38 millions de mouvements internes enregistrés en 2021

« Deuxième bilan annuel le plus élevé en une décennie » en termes de déplacements ou mouvements internes, les auteurs du rapport en ont recensé près de 38 millions en 2021. « Un ‘déplacement interne’ fait référence à chaque nouveau mouvement forcé à l’intérieur des frontières d’un pays au cours de l’année. Ce qui signifie qu’une personne déplacée peut effectuer plusieurs déplacements sur douze mois », explique Vicente Anzellini. Ce chiffre diffère du nombre total de déplacés dans le monde évalué par l'IDMC et s’élevant à 59,1 millions, « soit plus de 4,1 millions de plus par rapport à 2021. » Un chiffre qui n’a pas cessé d’augmenter depuis la publication du premier bilan annuel en 2003.

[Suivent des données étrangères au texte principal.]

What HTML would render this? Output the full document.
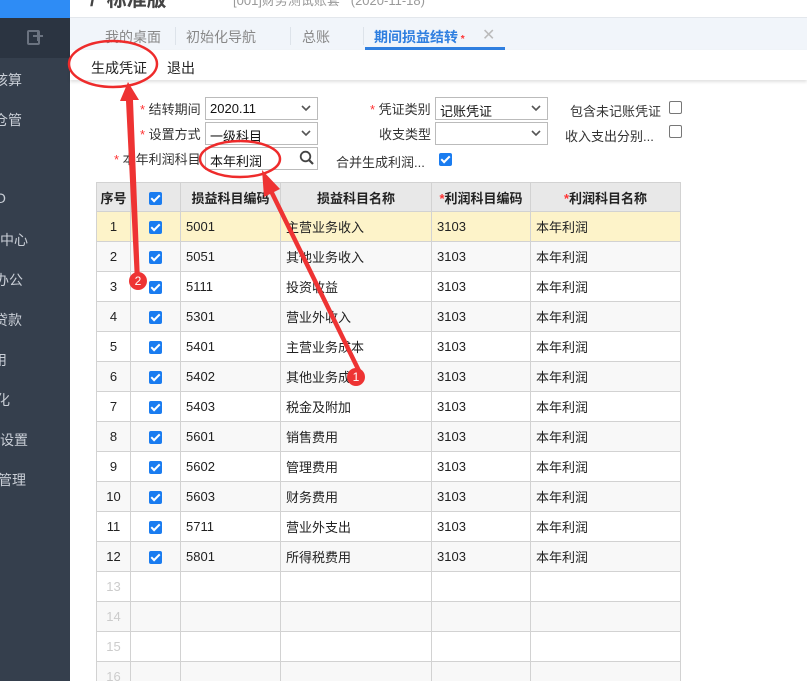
<!DOCTYPE html>
<html><head><meta charset="utf-8"><style>
*{margin:0;padding:0;box-sizing:border-box}
html,body{width:807px;height:681px;overflow:hidden}
body{background:#fff;font-family:"Liberation Sans","Noto Sans CJK SC",sans-serif;font-size:13px;color:#222;position:relative}
.abs{position:absolute}
#side{left:0;top:0;width:70px;height:681px;background:#353f4d;overflow:hidden}
#side .it{position:absolute;color:#c9ced6;font-size:14px;white-space:nowrap}
.tab{position:absolute;top:27px;font-size:14px;color:#888}
.sep{position:absolute;top:27px;width:1px;height:18px;background:#dde3ea}
.lbl{position:absolute;font-size:13px;color:#333;white-space:nowrap}
.r{color:#f33}
.sel{position:absolute;height:23px;border:1px solid #bbb;background:#fff;font-size:13px;padding:3px 4px;color:#111}
.sel svg{position:absolute;right:6px;top:7px}
.cb{position:absolute;width:13px;height:13px;border:1px solid #777;border-radius:2px;background:#fff}
.ck{display:inline-block;width:13px;height:13px;background:#1a7cf0;border-radius:2px;position:relative;vertical-align:middle}
.ck:after{content:"";position:absolute;left:4px;top:1px;width:3px;height:7px;border:solid #fff;border-width:0 2px 2px 0;transform:rotate(45deg)}
table{position:absolute;left:96px;top:182px;border-collapse:collapse;font-size:13px}
td,th{border:1px solid #d2d2d2;height:30px;padding:0 5px;text-align:left;white-space:nowrap}
th{background:#e8e8e8;font-weight:bold;text-align:center;height:29px}
td.c{text-align:center}
tr.y td{background:#fdf3c9}
tr.g td{background:#f8f8f8}
td.n{text-align:center;color:#ccc}
</style></head><body>
<div id="side" class="abs">
<div class="abs" style="left:0;top:0;width:70px;height:18px;background:#2e8cf5"></div>
<div class="abs" style="left:0;top:18px;width:70px;height:40px;background:#2b3441"></div>
<div class="abs" style="left:27px;top:30px;width:13px;height:15px;border:2px solid #6b7380;border-radius:2px"></div>
<div class="abs" style="left:33px;top:35px;width:10px;height:2px;background:#6b7380"></div>
<div class="abs" style="left:37px;top:31px;width:2px;height:10px;background:#6b7380"></div>
<div class="it" style="left:-6px;top:70px">核算</div>
<div class="it" style="left:-6px;top:110px">仓管</div>
<div class="it" style="left:-5px;top:190px">O</div>
<div class="it" style="left:0;top:230px">中心</div>
<div class="it" style="left:-5px;top:270px">办公</div>
<div class="it" style="left:-6px;top:310px">贷款</div>
<div class="it" style="left:-7px;top:350px">用</div>
<div class="it" style="left:-4px;top:390px">化</div>
<div class="it" style="left:0;top:430px">设置</div>
<div class="it" style="left:-2px;top:470px">管理</div>
</div>
<div class="abs" style="left:70px;top:0;width:737px;height:18px;background:#fff;overflow:hidden">
<div class="abs" style="left:20px;top:-17px;font-size:20px;color:#444;font-weight:bold">/ &nbsp;标准版</div>
<div class="abs" style="left:163px;top:-10px;font-size:13px;color:#999">[001]财务测试账套 &nbsp; (2020-11-18)</div>
</div>
<div class="abs" style="left:70px;top:17px;width:737px;height:1px;background:#e3e7ec"></div>
<div class="abs" style="left:70px;top:18px;width:737px;height:32px;background:#f1f5fa"></div>
<div class="tab" style="left:105px">我的桌面</div>
<div class="sep" style="left:175px"></div>
<div class="tab" style="left:186px">初始化导航</div>
<div class="sep" style="left:290px"></div>
<div class="tab" style="left:302px">总账</div>
<div class="sep" style="left:363px"></div>
<div class="tab" style="left:374px;color:#2f7fe0;font-weight:bold">期间损益结转<span class="r" style="font-size:10px"> *</span></div>
<div class="tab" style="left:482px;color:#bbb;font-size:16px;top:25px">✕</div>
<div class="abs" style="left:365px;top:47px;width:140px;height:3px;background:#2f7fe0"></div>
<div class="abs" style="left:70px;top:50px;width:737px;height:30px;background:#fff;box-shadow:0 2px 3px rgba(0,0,0,.12)"></div>
<div class="abs" style="left:91px;top:58px;font-size:14px">生成凭证</div>
<div class="abs" style="left:167px;top:58px;font-size:14px">退出</div>

<div class="lbl" style="left:140px;top:99px"><span class="r">* </span>结转期间</div>
<div class="sel" style="left:205px;top:97px;width:113px">2020.11<svg width="10" height="7"><path d="M1 1L5 5L9 1" stroke="#555" stroke-width="1.6" fill="none"/></svg></div>
<div class="lbl" style="left:140px;top:124px"><span class="r">* </span>设置方式</div>
<div class="sel" style="left:205px;top:122px;width:113px">一级科目<svg width="10" height="7"><path d="M1 1L5 5L9 1" stroke="#555" stroke-width="1.6" fill="none"/></svg></div>
<div class="lbl" style="left:114px;top:149px"><span class="r">* </span>本年利润科目</div>
<div class="sel" style="left:205px;top:147px;width:113px">本年利润<svg width="16" height="16" style="top:2px;right:2px"><circle cx="6.5" cy="6.5" r="4.8" stroke="#444" stroke-width="1.8" fill="none"/><path d="M10 10L14 14" stroke="#444" stroke-width="2.2"/></svg></div>
<div class="lbl" style="left:370px;top:99px"><span class="r">* </span>凭证类别</div>
<div class="sel" style="left:435px;top:97px;width:113px">记账凭证<svg width="10" height="7"><path d="M1 1L5 5L9 1" stroke="#555" stroke-width="1.6" fill="none"/></svg></div>
<div class="lbl" style="left:379px;top:124px">收支类型</div>
<div class="sel" style="left:435px;top:122px;width:113px"><svg width="10" height="7"><path d="M1 1L5 5L9 1" stroke="#555" stroke-width="1.6" fill="none"/></svg></div>
<div class="lbl" style="left:336px;top:152px">合并生成利润...</div>
<div class="abs" style="left:439px;top:151px"><span class="ck"></span></div>
<div class="lbl" style="left:570px;top:101px">包含未记账凭证</div>
<div class="cb" style="left:669px;top:101px"></div>
<div class="lbl" style="left:565px;top:126px">收入支出分别...</div>
<div class="cb" style="left:669px;top:125px"></div>

<table>
<tr><th style="width:34px;padding:0">序号</th><th style="width:50px"><span class="ck"></span></th><th style="width:100px">损益科目编码</th><th style="width:151px">损益科目名称</th><th style="width:99px"><span class="r">*</span>利润科目编码</th><th style="width:150px"><span class="r">*</span>利润科目名称</th></tr>
<tr class="y"><td class="c">1</td><td class="c"><span class="ck"></span></td><td>5001</td><td>主营业务收入</td><td>3103</td><td>本年利润</td></tr>
<tr class="g"><td class="c">2</td><td class="c"><span class="ck"></span></td><td>5051</td><td>其他业务收入</td><td>3103</td><td>本年利润</td></tr>
<tr><td class="c">3</td><td class="c"><span class="ck"></span></td><td>5111</td><td>投资收益</td><td>3103</td><td>本年利润</td></tr>
<tr class="g"><td class="c">4</td><td class="c"><span class="ck"></span></td><td>5301</td><td>营业外收入</td><td>3103</td><td>本年利润</td></tr>
<tr><td class="c">5</td><td class="c"><span class="ck"></span></td><td>5401</td><td>主营业务成本</td><td>3103</td><td>本年利润</td></tr>
<tr class="g"><td class="c">6</td><td class="c"><span class="ck"></span></td><td>5402</td><td>其他业务成本</td><td>3103</td><td>本年利润</td></tr>
<tr><td class="c">7</td><td class="c"><span class="ck"></span></td><td>5403</td><td>税金及附加</td><td>3103</td><td>本年利润</td></tr>
<tr class="g"><td class="c">8</td><td class="c"><span class="ck"></span></td><td>5601</td><td>销售费用</td><td>3103</td><td>本年利润</td></tr>
<tr><td class="c">9</td><td class="c"><span class="ck"></span></td><td>5602</td><td>管理费用</td><td>3103</td><td>本年利润</td></tr>
<tr class="g"><td class="c">10</td><td class="c"><span class="ck"></span></td><td>5603</td><td>财务费用</td><td>3103</td><td>本年利润</td></tr>
<tr><td class="c">11</td><td class="c"><span class="ck"></span></td><td>5711</td><td>营业外支出</td><td>3103</td><td>本年利润</td></tr>
<tr class="g"><td class="c">12</td><td class="c"><span class="ck"></span></td><td>5801</td><td>所得税费用</td><td>3103</td><td>本年利润</td></tr>
<tr><td class="n">13</td><td></td><td></td><td></td><td></td><td></td></tr>
<tr class="g"><td class="n">14</td><td></td><td></td><td></td><td></td><td></td></tr>
<tr><td class="n">15</td><td></td><td></td><td></td><td></td><td></td></tr>
<tr class="g"><td class="n">16</td><td></td><td></td><td></td><td></td><td></td></tr>
</table>

<svg class="abs" style="left:0;top:0" width="807" height="681">
<g fill="none" stroke="#ee2b2b" stroke-width="2.5">
<ellipse cx="113" cy="64" rx="44" ry="23"/>
<ellipse cx="240" cy="159" rx="40" ry="18"/>
</g>
<g fill="#ee3333">
<polygon points="359,376 363,374 274,192 280,189 262,170 264,197 270,194"/>
<polygon points="135,282 140,282 133,100 139,100 128,82 120,101 126,101"/>
<circle cx="138" cy="281" r="9"/>
<circle cx="356" cy="377" r="9"/>
</g>
<g fill="#fff" font-size="12" font-family="Liberation Sans" text-anchor="middle">
<text x="138" y="285">2</text><text x="356" y="381">1</text>
</g>
</svg>
</body></html>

La majorité de ces déplacements (60 %) - 23,7 millions - seraient causés selon l’IDMC par des désastres climatiques ou liés à des conditions météorologiques tels que les inondations, les cyclones ou la sécheresse. Les conflits armés et les différentes formes de violence (criminelle, politique ou intercommunautaire) sont responsables de 14,4 millions de mouvements migratoires internes. « Ce chiffre mondial […] est le plus élevé jamais enregistré (+50 %). De nombreux pays ont enregistré des records historiques », commente Vicente Anzellini.

Concernant le chiffre mondial lié aux catastrophes (naturelles ou climatiques), il est « inférieur » à l’année 2020 (23,6 millions) « du fait notamment d’une saison des ouragans plus clémente dans les Caraïbes et de désastres moins importants en Asie du Sud-Est. » Toutefois, « de nombreux pays asiatiques comme la Chine (6 millions), l’Inde (5,7 millions) ou les Philippines (4,9 millions) ont enregistré des données plus élevées que les années précédentes. » L’impact économique de ces mouvements internes est évalué par l’IDMC et le NRC à plus de 21 milliards de dollars.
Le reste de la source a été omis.